Tumour treatment leaves healthy cells unscathed
A pioneering radiation technique, developed in Switzerland to treat deep-seated tumours, is moving out of the laboratory and into hospitals.
The technology, developed at the Paul Scherrer Institute (PSI) in Villigen, targets tumours very precisely causing minimal damage to surrounding healthy tissue.
The success of the technique, which uses protons to target tumours, has prompted worldwide interest and the development of a marketable product for use in hospitals.
A private clinic in Munich, Germany, is installing the machines and is expected to start treating patients in 2006. Other countries including Britain, France and Italy have also expressed interest.
“It’s a good example of the PSI as a laboratory where we will develop the first accelerator and get it running and then transfer that technology into a hospital,” said Tony Lomax, head of the institute’s medical applications team.
Pioneering treatment
Rolf Marti, head of the Swiss Cancer League’s scientific office, told swissinfo the therapy developed at the PSI was a major technological advance.
“It’s really a big step in the treatment of certain cancers… but it’s not [a breakthrough] for all types of the disease,” Marti told swissinfo.
“Take leukaemia for example: you cannot treat cancer of the blood using this therapy.
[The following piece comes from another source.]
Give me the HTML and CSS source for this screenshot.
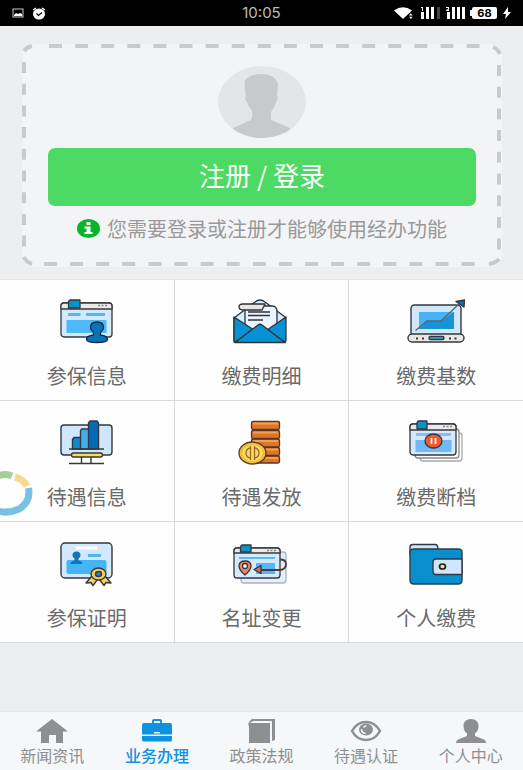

You need a solid tumour and have to know precisely where it is.”
Stefan Bodis, a cancer specialist at Aargau’s cantonal hospital and an associate professor at Zurich University, agrees that not all cancer sufferers will benefit from the treatment.
“I don’t believe that the proton therapy will be a breakthrough for the common cancers, but it is a breakthrough… for tumours which need to be targeted with a very focused approach,” said Bodis.
The aim of radiation therapy is the destruction of cancer tissue by means of charged particles such as protons.
If a proton passes through a cell or comes to rest in it, the cell nucleus is damaged by the energy which the proton deposits.
The challenge of radiation therapy is to administer a strong enough dose to kill the tumour cells while at the same time avoiding damage to healthy tissue.
Experience has shown that it is important not only how much energy is deposited in the cells but how it is deposited.
Eye tumours
The PSI has successfully used proton therapy to treat tumours of the eye for many years.
Building on that experience, staff developed a new technique known as the spot scanning process for the treatment of deep-seated cancers.
With this method, a beam of protons, five to seven millimetres in diameter, is controlled by computers so that high-dose spots of radiation can be positioned very precisely within a tumour.
“Traditional proton methods don’t have the same control over that dose,” said Lomax.
Some 166 patients have been treated at PSI’s proton therapy facility since 1996, particularly for skin tumours at the base of the skull and in the pelvis and prostate.
In 85 per cent of cases, it has been possible to arrest the growth of the tumour.
Central to the success was the design and building of a special gantry or radiation unit which can be rotated allowing irradiation to be carried out in any direction.
About a further 30 people suffering from tumours will benefit from the new technique this year. Patients attend about 30 sessions over a period of seven weeks.
Proton beams
Because the PSI proton accelerators are used mainly for physics and materials science experiments, the institute is building a new extremely compact proton accelerator, called a cyclotron, just to supply the protons for the proton therapy facilities.
“We decided to build a small accelerator which gives us a beam all year round for our own use,” said radio-oncologist, Gudrun Goitein.
A machine of this kind – just a few metres in diameter – is being installed in the new proton therapy clinic in Munich. It is the first commercial facility of its type in Europe.
The clinic in Munich will have four gantries and is designed to treat about
3,000 to 4,000 patients a year.
The cost of building a facility from scratch with a cyclotron and two or
three gantries is estimated at €30 to 60 million (SFR 50 to 100 million).
swissinfo, Vincent Landon
One in three people in Europe faces the likelihood of suffering from cancer during their lifetime.
In Switzerland, around 28,000 people discover each year that they are suffering from a malignant disease.
70 per cent of these will need radiation therapy during their illness.
At present, only about 45 per cent of all diagnosed tumours can be cured, meaning the person will survive for more than five years without further symptoms.
Radiation therapy is the second most effective form of treatment after surgery for malignant tumours.
A patient was treated with protons for the first time in 1954 in the United States.
The first proton therapy programme in Europe ran between 1957 and 1976 at Uppsala (Sweden).
In the US, the Harvard Cyclotron Laboratory and the Massachusetts General Hospital in Boston started proton therapy in 1961.
About 30,000 patients have been treated with protons at 20 centres worldwide.
Since 1984, PSI has treated more than 4,000 eye tumours with a success rate of more than 90 per cent.